O contexto do uso das águas na região também tem impactado na morte de diversas nascentes de rios. No estudo “A Morte das Águas no Oeste da Bahia” (2023-2024), realizado por uma parceria entre a Pastoral do Meio Ambiente (PMA), Comissão Pastoral da Terra (CPT) e pesquisadores da UFF e IFBaiano/Valença, foi possível identificar 11.000 km de trechos de água secos ou críticos nas sub-bacias dos rios Corrente e Carinhanha, no Oeste da Bahia.

Mapa aponta trechos de água já secos e em estado crítico na região.

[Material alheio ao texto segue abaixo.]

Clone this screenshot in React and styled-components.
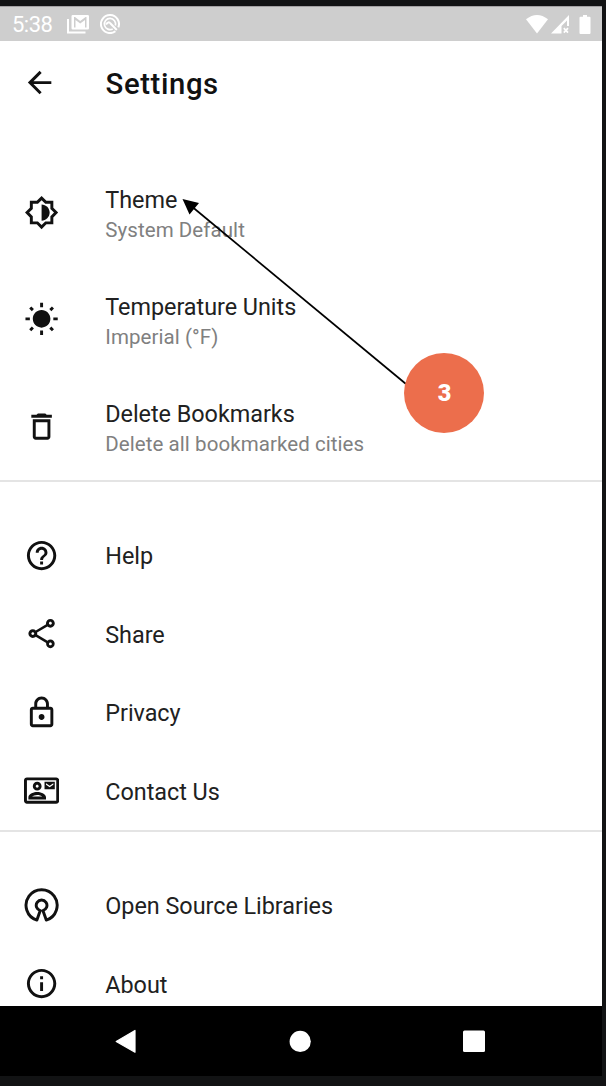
import React from "react";
import styled, { createGlobalStyle } from "styled-components";
import {
  MdArrowBack,
  MdOutlineBrightness6,
  MdWbSunny,
  MdDeleteOutline,
  MdHelpOutline,
  MdOutlineShare,
  MdOutlineLock,
  MdOutlineContactMail,
  MdInfoOutline,
} from "react-icons/md";

const GlobalStyle = createGlobalStyle`
  * { box-sizing: border-box; }
  body { margin: 0; background: #121314; font-family: Roboto, sans-serif; }
`;

const Frame = styled.div`
  position: relative;
  width: 606px;
  height: 1086px;
  padding: 6px 4px 10px 0;
  background: #121314;
  overflow: hidden;
`;

const Screen = styled.div`
  display: flex;
  flex-direction: column;
  height: 1070px;
  background: #fff;
`;

const StatusBar = styled.header`
  display: flex;
  align-items: center;
  flex: none;
  height: 35px;
  padding: 0 10px 0 12px;
  background: #cecece;
  border-top: 1px solid #a3a1a3;
  color: #fff;
`;

const Clock = styled.span`
  width: 55px;
  padding-top: 2px;
  font-size: 22px;
  line-height: 32px;
  letter-spacing: -0.5px;
`;

const StatusIcons = styled.div`
  display: flex;
  align-items: center;
  gap: ${(p) => p.$gap}px;
  margin-left: ${(p) => (p.$end ? "auto" : "0")};
  svg { display: block; }
`;

const AppBar = styled.div`
  display: flex;
  align-items: center;
  flex: none;
  height: 118px;
  padding: 0 22.4px 35px;
  color: #111;
`;

const Heading = styled.h1`
  margin: 2px 0 0 48px;
  font-size: 29.3px;
  font-weight: 500;
  line-height: 36px;
  letter-spacing: 0.6px;
`;

const Content = styled.main`
  flex: 1;
  min-height: 0;
  overflow: hidden;
`;

const Group = styled.section`
  padding-top: ${(p) => p.$top}px;
  border-top: ${(p) => (p.$top ? "2px solid #e4e4e4" : "0")};
`;

const Row = styled.div`
  display: flex;
  align-items: center;
  height: ${(p) => (p.$tall ? 107 : 78.6)}px;
  padding-left: 23.9px;
  color: #111;
`;

const Labels = styled.div`
  margin-left: 46.2px;
  padding-top: ${(p) => (p.$tall ? 5 : 2)}px;
`;

const Title = styled.div`
  font-size: 23.4px;
  line-height: 30px;
  letter-spacing: -0.03px;
  color: #212121;
`;

const Subtitle = styled.div`
  font-size: 20.5px;
  line-height: 30px;
  letter-spacing: 0.07px;
  color: #808080;
`;

const NavBar = styled.nav`
  display: flex;
  align-items: center;
  flex: none;
  height: 70px;
  padding: 0 117px 0 115px;
  justify-content: space-between;
  background: #000;
`;

const Annotation = styled.svg`
  position: absolute;
  left: 0;
  top: 0;
  width: 606px;
  height: 460px;
`;

const Step = styled.div`
  position: absolute;
  left: 404px;
  top: 353px;
  display: flex;
  align-items: center;
  justify-content: center;
  width: 80px;
  height: 80px;
  padding-left: 1px;
  border-radius: 50%;
  background: #ec6e4c;
  color: #fff;
  font-size: 23.5px;
  font-weight: 900;
`;

const OpenSourceIcon = ({ size }) => (
  <svg width={size} height={size} viewBox="0 0 24 24" fill="none" stroke="currentColor" strokeWidth="2" strokeLinejoin="round">
    <path d="M8.8 21.9A10.6 10.6 0 1 1 15.2 21.9L12.9 15.4A3.65 3.65 0 1 0 11.1 15.4Z" />
  </svg>
);

const MailStatus = () => (
  <svg width="22" height="19" viewBox="0 0 22 19">
    <path d="M1 4V17.4H18.5" fill="none" stroke="#fff" strokeWidth="2" />
    <path fill="#fff" fillRule="evenodd" d="M5.8 0H20.7Q22 0 22 1.3V13.2Q22 14.5 20.7 14.5H5.8Q4.5 14.5 4.5 13.2V1.3Q4.5 0 5.8 0ZM7 2V12.5H8.5V5L13.2 8.6L18 5V12.5H19.5V2H18.6L13.2 6L8 2Z" />
  </svg>
);

const CircleStatus = () => (
  <svg width="20" height="20" viewBox="0 0 20 20" fill="none" stroke="#fff">
    <path d="M15.4 17.2A9 9 0 1 1 18.3 13.4" strokeWidth="2" />
    <path d="M12.7 14.9A5.6 5.6 0 1 1 15.4 11.5" strokeWidth="1.7" />
    <path d="M6 10.5Q8.5 6.8 10.5 9.5L16.8 16" strokeWidth="2" />
  </svg>
);

const settings = [
  { title: "Theme", subtitle: "System Default", Icon: MdOutlineBrightness6 },
  { title: "Temperature Units", subtitle: "Imperial (°F)", Icon: MdWbSunny },
  { title: "Delete Bookmarks", subtitle: "Delete all bookmarked cities", Icon: MdDeleteOutline },
];
const support = [
  { title: "Help", Icon: MdHelpOutline },
  { title: "Share", Icon: MdOutlineShare },
  { title: "Privacy", Icon: MdOutlineLock },
  { title: "Contact Us", Icon: MdOutlineContactMail },
];
const about = [
  { title: "Open Source Libraries", Icon: OpenSourceIcon },
  { title: "About", Icon: MdInfoOutline },
];

const SettingRow = ({ title, subtitle, Icon }) => (
  <Row $tall={!!subtitle}>
    <Icon size={35.2} />
    <Labels $tall={!!subtitle}>
      <Title>{title}</Title>
      {subtitle && <Subtitle>{subtitle}</Subtitle>}
    </Labels>
  </Row>
);

const renderRows = (items) => items.map((item) => <SettingRow key={item.title} {...item} />);

export default function App() {
  return (
    <>
      <GlobalStyle />
      <Frame>
        <Screen>
          <StatusBar>
            <Clock>5:38</Clock>
            <StatusIcons $gap={11}>
              <MailStatus />
              <CircleStatus />
            </StatusIcons>
            <StatusIcons $end $gap={3}>
              <svg width="22" height="19" viewBox="0 0 22 19">
                <path fill="#fff" d="M0 4.3Q11-4.2 22 4.3L11 18.5Z" />
              </svg>
              <svg width="19" height="19" viewBox="0 0 19 19">
                <path fill="#fff" d="M0 18.5L18 0V11H16V5.5L10.5 11V18.5Z" />
                <path d="M12.8 13.2L17 17.7M17 13.2L12.8 17.7" stroke="#fff" strokeWidth="1.7" />
              </svg>
              <svg width="19" height="19" viewBox="0 0 19 19">
                <path fill="#fff" d="M10 0H14V1.8H16.5Q17.5 1.8 17.5 2.8V18Q17.5 19 16.5 19H7.5Q6.5 19 6.5 18V2.8Q6.5 1.8 7.5 1.8H10Z" />
              </svg>
            </StatusIcons>
          </StatusBar>
          <AppBar>
            <MdArrowBack size={35.2} />
            <Heading>Settings</Heading>
          </AppBar>
          <Content>
            <Group $top={0}>{renderRows(settings)}</Group>
            <Group $top={33.8}>{renderRows(support)}</Group>
            <Group $top={33.9}>{renderRows(about)}</Group>
          </Content>
          <NavBar>
            <svg width="22" height="24" viewBox="0 0 22 24">
              <path d="M1.2 12.5L20 1.5V23.2Z" fill="#fff" stroke="#fff" strokeWidth="1.2" strokeLinejoin="round" />
            </svg>
            <svg width="22" height="22" viewBox="0 0 22 22">
              <circle cx="11.2" cy="11.4" r="10.6" fill="#fff" />
            </svg>
            <svg width="22" height="22" viewBox="0 0 22 22">
              <rect y="0.4" width="22" height="21.6" rx="1.5" fill="#fff" />
            </svg>
          </NavBar>
        </Screen>
        <Annotation viewBox="0 0 606 460">
          <path d="M190 205L406 384" stroke="#000" strokeWidth="1.7" />
          <path d="M182.5 199L199 203L189.5 214.5Z" fill="#000" />
        </Annotation>
        <Step>3</Step>
      </Frame>
    </>
  );
}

Ao olhar o mapa, Bernardino ainda finaliza que “parece que só sobrou Cerrado nessa área, daqui até Goiás já tá tudo desmatado, você só vê verde nas regiões dos ribeirinhos, dos fechos de pasto”. São as comunidades tradicionais que apresentam um modelo de produção alternativo à exploração desenfreada de bens naturais, que abrangem não apenas a agroecologia, mas também a mitigação dos impactos ambientais evidentes nos recentes eventos climáticos extremos.

O projeto segue em execução este ano, e conta com acompanhamento técnico para as mulheres e suas produções, além de promover o debate e a luta em defesa do Cerrado.